** Start **

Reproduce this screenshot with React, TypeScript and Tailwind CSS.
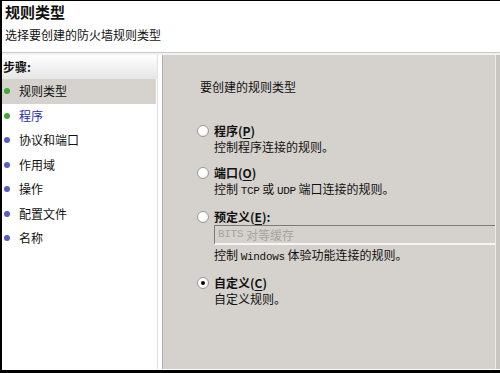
import React from "react";

const font = { fontFamily: '"Noto Sans CJK SC", "Noto Sans", sans-serif' };

function M({ children }: { children: React.ReactNode }) {
  return <span className="text-[11px] tracking-[-0.3px]" style={{ fontFamily: '"Liberation Mono", monospace' }}>{children}</span>;
}

function Radio({ checked }: { checked?: boolean }) {
  return (
    <div className="w-[12px] h-[12px] rounded-full border border-[#9c9a96] bg-[radial-gradient(circle_at_40%_40%,#ffffff_45%,#dedbd5_100%)] flex items-center justify-center shrink-0">
      {checked && <div className="w-[4px] h-[4px] rounded-full bg-black" />}
    </div>
  );
}

function Option({ label, acc, tail, desc, checked, children }: { label: string; acc: string; tail?: string; desc: React.ReactNode; checked?: boolean; children?: React.ReactNode }) {
  return (
    <div className="flex flex-col">
      <div className="flex items-center h-[16px]">
        <Radio checked={checked} />
        <span className="ml-[5px] text-[12px] leading-[16px] font-bold text-[#111]">
          {label}(<span className="underline underline-offset-2">{acc}</span>){tail}
        </span>
      </div>
      <div className="pl-[17px]">
        {children}
        <div className="text-[12px] leading-[16px] text-[#111]">{desc}</div>
      </div>
    </div>
  );
}

const steps = [
  { t: "规则类型", c: "green", sel: true },
  { t: "程序", c: "green", blue: true },
  { t: "协议和端口", c: "blue" },
  { t: "作用域", c: "blue" },
  { t: "操作", c: "blue" },
  { t: "配置文件", c: "blue" },
  { t: "名称", c: "blue" },
];

export default function App() {
  return (
    <div className="w-[500px] h-[373px] bg-black pl-[2px] pt-[1px] pb-[3px] flex flex-col overflow-hidden" style={font}>
      <div className="bg-white h-[52px] shrink-0 pl-[3px] border-b border-[#c9c9c9] flex flex-col">
        <div className="text-[15px] leading-[18px] font-bold text-[#111] mt-[2px]">规则类型</div>
        <div className="text-[12px] leading-[14px] text-[#111] mt-[7px]">选择要创建的防火墙规则类型</div>
      </div>
      <div className="h-[2px] bg-[#f2f2f2] shrink-0" />
      <div className="flex flex-1 min-h-0 border-b border-white">
        <div className="w-[156px] bg-white border-r border-[#e2e2e2] flex flex-col shrink-0">
          <div className="h-[24px] flex items-center pl-[1px] text-[12px] font-bold text-[#111] bg-gradient-to-b from-white to-[#e6e6e6]">步骤:</div>
          {steps.map((s) => (
            <div key={s.t} className={`h-[24.5px] flex items-center pl-[2px] ${s.sel ? "bg-[#d6d3ce] mr-[1px]" : ""}`}>
              <div className={`w-[6px] h-[6px] rounded-full ${s.c === "green" ? "bg-[#43a834]" : "bg-[#5b5bc4]"}`} />
              <span className={`ml-[9px] text-[12px] leading-[14px] ${s.blue ? "text-[#1f2bb0]" : "text-[#111]"}`}>{s.t}</span>
            </div>
          ))}
        </div>
        <div className="w-[4px] bg-white shrink-0" />
        <div className="flex-1 bg-[#d5d2cd] border-l border-[#b3afa9] overflow-hidden pl-[34px] pt-[25px] flex flex-col">
          <div className="text-[12px] leading-[14px] text-[#111] ml-[3px]">要创建的规则类型</div>
          <div className="mt-[29px] flex flex-col gap-[10px]">
            <Option label="程序" acc="P" desc="控制程序连接的规则。" />
            <Option label="端口" acc="O" desc={<>控制 <M>TCP</M> 或 <M>UDP</M> 端口连接的规则。</>} />
            <Option label="预定义" acc="E" tail=":" desc={<>控制 <M>Windows</M> 体验功能连接的规则。</>}>
              <div className="w-[300px] h-[20px] border-t border-l border-[#7c7a76] border-b-2 border-b-[#f6f5f2] flex items-center pl-[3px] text-[12px] text-[#a6a39e] mb-[2px]">
                <M>BITS</M>&nbsp;对等缓存
              </div>
            </Option>
            <Option label="自定义" acc="C" desc="自定义规则。" checked />
          </div>
        </div>
        <div className="w-[1px] bg-[#ecebe8] shrink-0" />
        <div className="w-[4px] bg-[#c9c6c1] shrink-0" />
      </div>
    </div>
  );
}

** End **

Return all of the data exactly as written, and drop the pictures.

ANSWER FOR THE TASK:
Reproduce this screenshot with React, TypeScript and Tailwind CSS.
import React from "react";

const font = { fontFamily: '"Noto Sans CJK SC", "Noto Sans", sans-serif' };

function M({ children }: { children: React.ReactNode }) {
  return <span className="text-[11px] tracking-[-0.3px]" style={{ fontFamily: '"Liberation Mono", monospace' }}>{children}</span>;
}

function Radio({ checked }: { checked?: boolean }) {
  return (
    <div className="w-[12px] h-[12px] rounded-full border border-[#9c9a96] bg-[radial-gradient(circle_at_40%_40%,#ffffff_45%,#dedbd5_100%)] flex items-center justify-center shrink-0">
      {checked && <div className="w-[4px] h-[4px] rounded-full bg-black" />}
    </div>
  );
}

function Option({ label, acc, tail, desc, checked, children }: { label: string; acc: string; tail?: string; desc: React.ReactNode; checked?: boolean; children?: React.ReactNode }) {
  return (
    <div className="flex flex-col">
      <div className="flex items-center h-[16px]">
        <Radio checked={checked} />
        <span className="ml-[5px] text-[12px] leading-[16px] font-bold text-[#111]">
          {label}(<span className="underline underline-offset-2">{acc}</span>){tail}
        </span>
      </div>
      <div className="pl-[17px]">
        {children}
        <div className="text-[12px] leading-[16px] text-[#111]">{desc}</div>
      </div>
    </div>
  );
}

const steps = [
  { t: "规则类型", c: "green", sel: true },
  { t: "程序", c: "green", blue: true },
  { t: "协议和端口", c: "blue" },
  { t: "作用域", c: "blue" },
  { t: "操作", c: "blue" },
  { t: "配置文件", c: "blue" },
  { t: "名称", c: "blue" },
];

export default function App() {
  return (
    <div className="w-[500px] h-[373px] bg-black pl-[2px] pt-[1px] pb-[3px] flex flex-col overflow-hidden" style={font}>
      <div className="bg-white h-[52px] shrink-0 pl-[3px] border-b border-[#c9c9c9] flex flex-col">
        <div className="text-[15px] leading-[18px] font-bold text-[#111] mt-[2px]">规则类型</div>
        <div className="text-[12px] leading-[14px] text-[#111] mt-[7px]">选择要创建的防火墙规则类型</div>
      </div>
      <div className="h-[2px] bg-[#f2f2f2] shrink-0" />
      <div className="flex flex-1 min-h-0 border-b border-white">
        <div className="w-[156px] bg-white border-r border-[#e2e2e2] flex flex-col shrink-0">
          <div className="h-[24px] flex items-center pl-[1px] text-[12px] font-bold text-[#111] bg-gradient-to-b from-white to-[#e6e6e6]">步骤:</div>
          {steps.map((s) => (
            <div key={s.t} className={`h-[24.5px] flex items-center pl-[2px] ${s.sel ? "bg-[#d6d3ce] mr-[1px]" : ""}`}>
              <div className={`w-[6px] h-[6px] rounded-full ${s.c === "green" ? "bg-[#43a834]" : "bg-[#5b5bc4]"}`} />
              <span className={`ml-[9px] text-[12px] leading-[14px] ${s.blue ? "text-[#1f2bb0]" : "text-[#111]"}`}>{s.t}</span>
            </div>
          ))}
        </div>
        <div className="w-[4px] bg-white shrink-0" />
        <div className="flex-1 bg-[#d5d2cd] border-l border-[#b3afa9] overflow-hidden pl-[34px] pt-[25px] flex flex-col">
          <div className="text-[12px] leading-[14px] text-[#111] ml-[3px]">要创建的规则类型</div>
          <div className="mt-[29px] flex flex-col gap-[10px]">
            <Option label="程序" acc="P" desc="控制程序连接的规则。" />
            <Option label="端口" acc="O" desc={<>控制 <M>TCP</M> 或 <M>UDP</M> 端口连接的规则。</>} />
            <Option label="预定义" acc="E" tail=":" desc={<>控制 <M>Windows</M> 体验功能连接的规则。</>}>
              <div className="w-[300px] h-[20px] border-t border-l border-[#7c7a76] border-b-2 border-b-[#f6f5f2] flex items-center pl-[3px] text-[12px] text-[#a6a39e] mb-[2px]">
                <M>BITS</M>&nbsp;对等缓存
              </div>
            </Option>
            <Option label="自定义" acc="C" desc="自定义规则。" checked />
          </div>
        </div>
        <div className="w-[1px] bg-[#ecebe8] shrink-0" />
        <div className="w-[4px] bg-[#c9c6c1] shrink-0" />
      </div>
    </div>
  );
}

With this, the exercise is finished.